The other dynamic is that growth is slowing but not as fast as everyone expected. A lot of people thought a recession and a bottom in equities would occur in Q1 of 2023. So there was a lot of cash on the sidelines.
Now there is a lot of positioning long the market with the expectation that we are back to normal because the FED is done hiking. If you want a fuller breakdown of this, the macro report I wrote breaks this down fairly well.
What is happening from here?
I am waiting for an opportunity to short equities again. When that time comes I’ll provide a breakdown so you can see how to think through this. It’s not as easy as everyone makes it look though.
Holding the 2-year is still an amazing deal here because you get paid over 4% to hold “risk-free” treasuries. I provided a link to the write-up I did on that in the macro report.
We remain in a period of time where there is considerable volatility which means holding a high allocation of cash or actively taking tactical trades are the best options. Again, not investment advice!
Thinking about markets and life:
I find that people usually appreciate learning how to think more than a hot take on the market. So let’s do a little bit of that:
You will usually see people in markets say they either take a “top-down” or “bottom-up” approach to the economy or markets.

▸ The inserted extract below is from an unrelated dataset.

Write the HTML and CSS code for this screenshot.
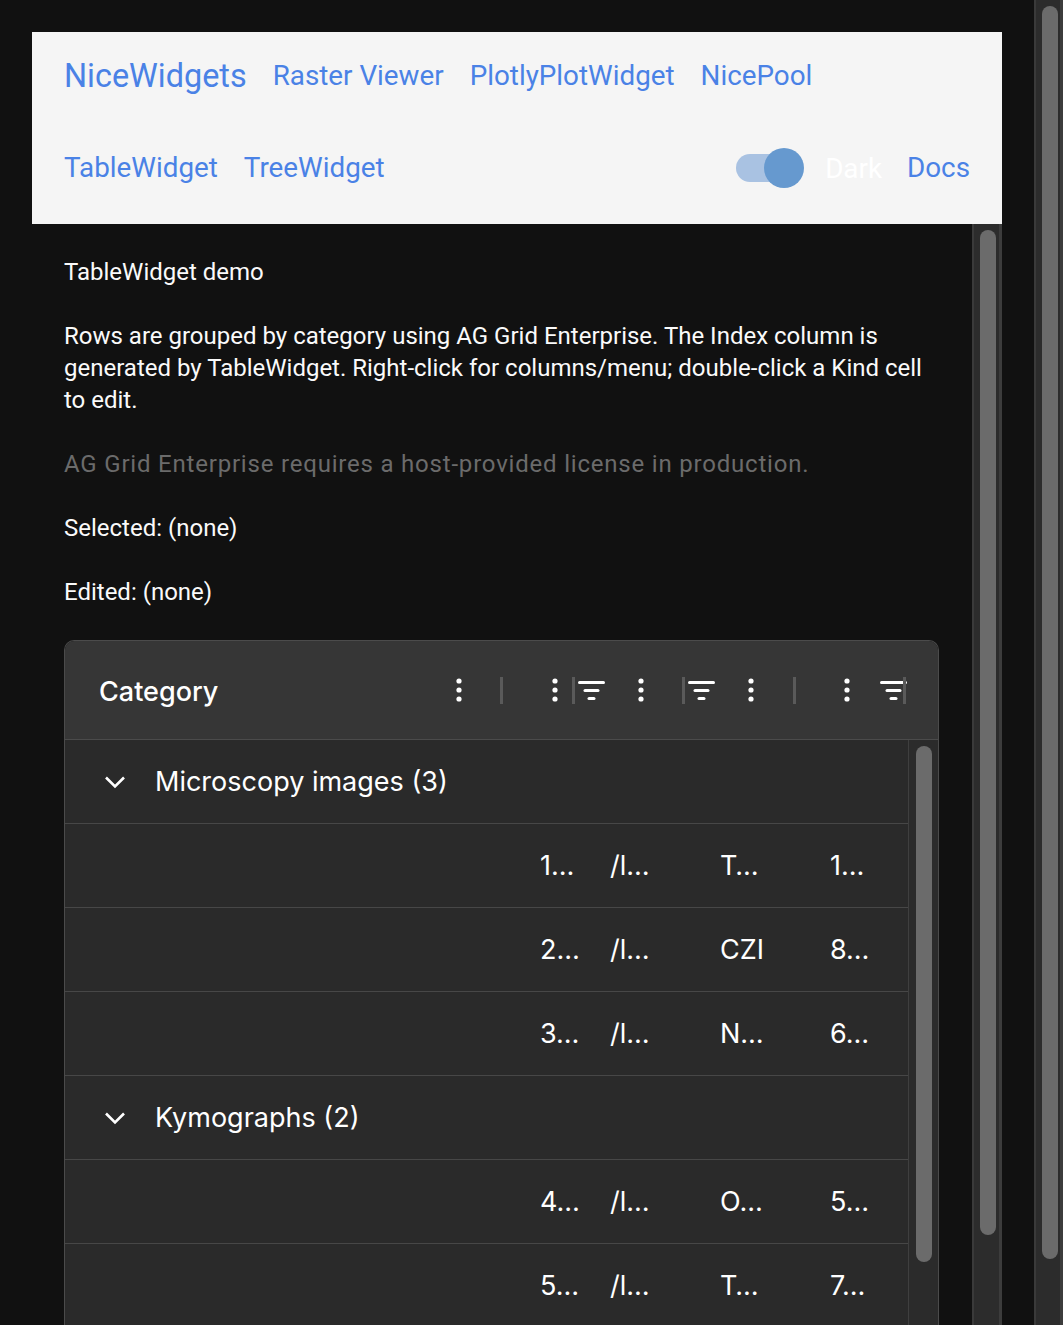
FILE: index.html
```html
<!DOCTYPE html>
<html lang="en">
<head>
    <meta charset="UTF-8">
    <meta name="viewport" content="width=device-width, initial-scale=1.0">
    <title>TableWidget demo</title>
    <link rel="stylesheet" href="styles.css">
</head>
<body>
    <div class="page">
        <header class="top-bar">
            <nav class="nav-row">
                <a class="brand" href="#">NiceWidgets</a>
                <a class="nav-link" href="#">Raster Viewer</a>
                <a class="nav-link" href="#">PlotlyPlotWidget</a>
                <a class="nav-link" href="#">NicePool</a>
            </nav>
            <div class="nav-row nav-row-2">
                <a class="nav-link" href="#">TableWidget</a>
                <a class="nav-link" href="#">TreeWidget</a>
                <div class="nav-right">
                    <div class="toggle">
                        <span class="toggle-track"></span>
                        <span class="toggle-thumb"></span>
                    </div>
                    <span class="dark-label">Dark</span>
                    <a class="nav-link" href="#">Docs</a>
                </div>
            </div>
        </header>

        <div class="scroller">
            <main class="content">
                <p>TableWidget demo</p>
                <p>Rows are grouped by category using AG Grid Enterprise. The Index column is generated by TableWidget. Right-click for columns/menu; double-click a Kind cell to edit.</p>
                <p class="muted">AG Grid Enterprise requires a host-provided license in production.</p>
                <p>Selected: (none)</p>
                <p>Edited: (none)</p>

                <div class="grid">
                    <div class="grid-header">
                        <div class="hcell hc-1">
                            <span class="hlabel">Category</span>
                            <svg class="dots" width="6" height="24" viewBox="0 0 6 24"><circle cx="3" cy="3" r="2.6"/><circle cx="3" cy="12" r="2.6"/><circle cx="3" cy="21" r="2.6"/></svg>
                            <span class="resize"></span>
                        </div>
                        <div class="hcell hc-2">
                            <svg class="dots" width="6" height="24" viewBox="0 0 6 24"><circle cx="3" cy="3" r="2.6"/><circle cx="3" cy="12" r="2.6"/><circle cx="3" cy="21" r="2.6"/></svg>
                            <span class="resize"></span>
                        </div>
                        <div class="hcell hc-3">
                            <svg class="filter" width="27" height="21" viewBox="0 0 27 21"><rect x="0" y="1" width="27" height="3" rx="1.5"/><rect x="5.5" y="9" width="16" height="3" rx="1.5"/><rect x="9.5" y="17" width="8" height="3" rx="1.5"/></svg>
                            <svg class="dots" width="6" height="24" viewBox="0 0 6 24"><circle cx="3" cy="3" r="2.6"/><circle cx="3" cy="12" r="2.6"/><circle cx="3" cy="21" r="2.6"/></svg>
                            <span class="resize"></span>
                        </div>
                        <div class="hcell hc-4">
                            <svg class="filter" width="27" height="21" viewBox="0 0 27 21"><rect x="0" y="1" width="27" height="3" rx="1.5"/><rect x="5.5" y="9" width="16" height="3" rx="1.5"/><rect x="9.5" y="17" width="8" height="3" rx="1.5"/></svg>
                            <svg class="dots" width="6" height="24" viewBox="0 0 6 24"><circle cx="3" cy="3" r="2.6"/><circle cx="3" cy="12" r="2.6"/><circle cx="3" cy="21" r="2.6"/></svg>
                            <span class="resize"></span>
                        </div>
                        <div class="hcell hc-5">
                            <svg class="dots" width="6" height="24" viewBox="0 0 6 24"><circle cx="3" cy="3" r="2.6"/><circle cx="3" cy="12" r="2.6"/><circle cx="3" cy="21" r="2.6"/></svg>
                            <svg class="filter" width="27" height="21" viewBox="0 0 27 21"><rect x="0" y="1" width="27" height="3" rx="1.5"/><rect x="5.5" y="9" width="16" height="3" rx="1.5"/><rect x="9.5" y="17" width="8" height="3" rx="1.5"/></svg>
                            <span class="resize"></span>
                        </div>
                    </div>

                    <div class="grid-body">
                        <div class="rows">
                            <div class="row group-row">
                                <svg class="chevron" width="22" height="14" viewBox="0 0 22 14"><path d="M2 2.5 L11 11.5 L20 2.5"/></svg>
                                <span>Microscopy images (3)</span>
                            </div>
                            <div class="row">
                                <div class="cell c-group"></div>
                                <div class="cell c-2">1…</div>
                                <div class="cell c-3">/l…</div>
                                <div class="cell c-4">T…</div>
                                <div class="cell c-5">1…</div>
                            </div>
                            <div class="row">
                                <div class="cell c-group"></div>
                                <div class="cell c-2">2…</div>
                                <div class="cell c-3">/l…</div>
                                <div class="cell c-4">CZI</div>
                                <div class="cell c-5">8…</div>
                            </div>
                            <div class="row">
                                <div class="cell c-group"></div>
                                <div class="cell c-2">3…</div>
                                <div class="cell c-3">/l…</div>
                                <div class="cell c-4">N…</div>
                                <div class="cell c-5">6…</div>
                            </div>
                            <div class="row group-row">
                                <svg class="chevron" width="22" height="14" viewBox="0 0 22 14"><path d="M2 2.5 L11 11.5 L20 2.5"/></svg>
                                <span>Kymographs (2)</span>
                            </div>
                            <div class="row">
                                <div class="cell c-group"></div>
                                <div class="cell c-2">4…</div>
                                <div class="cell c-3">/l…</div>
                                <div class="cell c-4">O…</div>
                                <div class="cell c-5">5…</div>
                            </div>
                            <div class="row">
                                <div class="cell c-group"></div>
                                <div class="cell c-2">5…</div>
                                <div class="cell c-3">/l…</div>
                                <div class="cell c-4">T…</div>
                                <div class="cell c-5">7…</div>
                            </div>
                        </div>
                        <div class="grid-vbar"><div class="thumb"></div></div>
                    </div>
                </div>
            </main>
            <div class="scrollbar inner-bar"><div class="thumb"></div></div>
        </div>
    </div>
    <div class="scrollbar page-bar"><div class="thumb"></div></div>
</body>
</html>
```

FILE: styles.css
```css
html, body {
    height: 100%;
}
body {
    margin: 0;
    display: flex;
    background-color: #111;
    font-family: Roboto, "Liberation Sans", sans-serif;
    color: #fafafa;
    overflow: hidden;
}
.page {
    flex: 1;
    display: flex;
    flex-direction: column;
    padding: 32px 32px 0 32px;
    min-width: 0;
}

/* header */
.top-bar {
    background-color: #f5f5f5;
    padding: 0 32px 8px 32px;
}
.nav-row {
    display: flex;
    align-items: center;
    gap: 26px;
    height: 88px;
}
.nav-row-2 {
    height: 96px;
}
.top-bar a {
    color: #4a82e6;
    text-decoration: none;
    font-size: 27.8px;
    line-height: 1;
}
.top-bar .brand {
    font-size: 32.4px;
}
.nav-right {
    margin-left: auto;
    display: flex;
    align-items: center;
}
.toggle {
    display: flex;
    align-items: center;
    margin-right: 21px;
}
.toggle-track {
    width: 60px;
    height: 28px;
    border-radius: 14px;
    background-color: #a9c2e2;
}
.toggle-thumb {
    width: 40px;
    height: 40px;
    border-radius: 50%;
    background-color: #6699cf;
    margin-left: -32px;
}
.dark-label {
    color: #fff;
    font-size: 27.8px;
    margin-right: 25px;
}

/* scroll area */
.scroller {
    flex: 1;
    display: flex;
    min-height: 0;
    overflow: hidden;
}
.content {
    flex: 1;
    display: flex;
    flex-direction: column;
    gap: 32px;
    padding: 32px 33px 0 32px;
    min-width: 0;
    font-size: 24px;
    line-height: 32px;
}
.content p {
    margin: 0;
}
.muted {
    color: #6b6b6b;
    letter-spacing: 0.8px;
}

.scrollbar {
    box-sizing: border-box;
    background-color: #2c2c2c;
    border-left: 2px solid #3a3a3a;
    border-right: 3px solid #3c3c3c;
    padding: 6px 0 0 6px;
}
.scrollbar .thumb {
    width: 16px;
    border-radius: 8px;
    background-color: #6b6b6b;
}
.inner-bar {
    width: 30px;
}
.inner-bar .thumb {
    height: 1005px;
}
.page-bar {
    width: 29px;
    flex-shrink: 0;
}
.page-bar .thumb {
    height: 1253px;
}

/* grid */
.grid {
    width: 875px;
    flex-shrink: 0;
    box-sizing: border-box;
    border: 1px solid #4b4b4b;
    border-bottom: none;
    border-radius: 10px 10px 0 0;
    overflow: hidden;
    font-family: Inter, "Noto Sans", sans-serif;
    font-size: 27px;
    line-height: 1;
    color: #fff;
}
.grid-header {
    display: flex;
    height: 99px;
    box-sizing: border-box;
    background-color: #363636;
    border-bottom: 1px solid #4b4b4b;
}
.hcell {
    display: flex;
    align-items: center;
    flex-shrink: 0;
}
.hcell svg {
    fill: #fff;
    flex-shrink: 0;
}
.resize {
    width: 3px;
    height: 27px;
    background-color: #5a5a5a;
    flex-shrink: 0;
}
.hlabel {
    font-weight: 500;
    padding-top: 2px;
}
.hc-1 {
    width: 438px;
    padding-left: 34px;
    box-sizing: border-box;
}
.hc-1 .dots {
    margin-left: auto;
    margin-right: 38px;
}
.hc-2 {
    width: 72px;
}
.hc-2 .dots {
    margin-left: 49px;
    margin-right: 14px;
}
.hc-3, .hc-4 {
    width: 110px;
}
.hc-3 .filter, .hc-4 .filter {
    margin-left: 3px;
}
.hc-3 .dots, .hc-4 .dots {
    margin-left: 33px;
    margin-right: 38px;
}
.hc-4 {
    width: 111px;
}
.hc-4 .dots {
    margin-right: 39px;
}
.hc-5 {
    width: 110px;
}
.hc-5 .dots {
    margin-left: 48px;
    margin-right: 30px;
}
.hc-5 .resize {
    margin-left: -4px;
}

.grid-body {
    display: flex;
    height: 640px;
}
.rows {
    flex: 1;
    background-color: #2a2a2a;
}
.row {
    display: flex;
    align-items: center;
    height: 84px;
    box-sizing: border-box;
    border-bottom: 1px solid #474747;
}
.group-row {
    padding-left: 39px;
    gap: 29px;
}
.chevron {
    fill: none;
    stroke: #fff;
    stroke-width: 2.6;
}
.cell {
    flex-shrink: 0;
    box-sizing: border-box;
    padding-left: 36px;
    white-space: nowrap;
}
.c-group {
    width: 439px;
}
.c-2 {
    width: 70px;
}
.c-3, .c-4, .c-5 {
    width: 110px;
}
.grid-vbar {
    width: 30px;
    box-sizing: border-box;
    background-color: #2b2b2b;
    border-left: 1px solid #3f3f3f;
    padding: 6px 0 0 7px;
}
.grid-vbar .thumb {
    width: 16px;
    height: 516px;
    border-radius: 8px;
    background-color: #6b6b6b;
}
```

For example, you hear the top-down guys say that it’s hard to predict all the small moving parts but if you can get the big moves right, you can do really well. And usually, the top-down guys are focused on major moves in growth, inflation and liquidity to nail big moves in stocks, bonds, or currencies.
Then you have the bottom-up guys who say that no one can predict the economy cause it’s to complex so they stick to finding really good situations or companies with strong fundamentals.
Both guys have their time to shine. If you actually look at the performance of these different types of funds, they go in and out of favor. For example, global macro funds usually have really good returns when we have a lot of volatility in growth, inflation and liquidity. Inversely, the fundamental guys usually do well when the market is in a stable bull market because they get to outperform based on their fundamental stock picks.
It’s not wise to be critical of managers’ returns simply because of their seasonality. Its more important to identify which managers/funds are likely to perform best in the given environment.
The way that I think about this:
I view these approaches as similar to inductive vs deductive reasoning. While these two forms of reasoning are different, the way I like doing things is by having inductive and deductive thinking in a constant feedback loop in my analysis to either confirm or falsify my thesis about the world.
So I run macroeconomic models on the entire economy and I also run bottom-up fundamental models on each asset. In my mind, if both the macro models and bottom-up fundamental models are saying the same thing, that is when I want to take a larger bet on something occurring.
This is the same thing as in any domain of life. Let me provide an example: there is a pretty large headwind to produce microchips since supply chains and deglobalization are putting pressure on chips. So you have a top-down thesis that supply chains and deglobalization are likely to presist and that will provide headwinds for the sector depending on how it has exposure to supply chains. If you want to look into this more, Peter Zeihan has some great books and Youtube videos on it.
So within this macro view, if you can find an additional bottom-up view in a specific location with a specific edge then it only increases your ability to make money. Granted, this means you need to have really high-quality information flowing to you from top-down and bottom-up sources. This is why many corporations pay a lot of money for macro research that informs them about cycle risk. At the end of the day, you want to align yourself with as many factors as possible.
Bringing it together………
So when thinking about markets or any situation, knowing all the various things that could impact it during different periods of time is critical. I am very thankful I have developed a skillset in macroeconomics and markets because I could very easily find an amazing headwind or bet and just switch jobs to get long a specific company or country by working/living there.
A small final note about markets: ever since options became a much larger part of markets, their expiration has become important for turning points in risk assets. Notice there are a ton of various expirations in two weeks. I wouldn’t be surprised to get a short signal from my strategies sometime around then.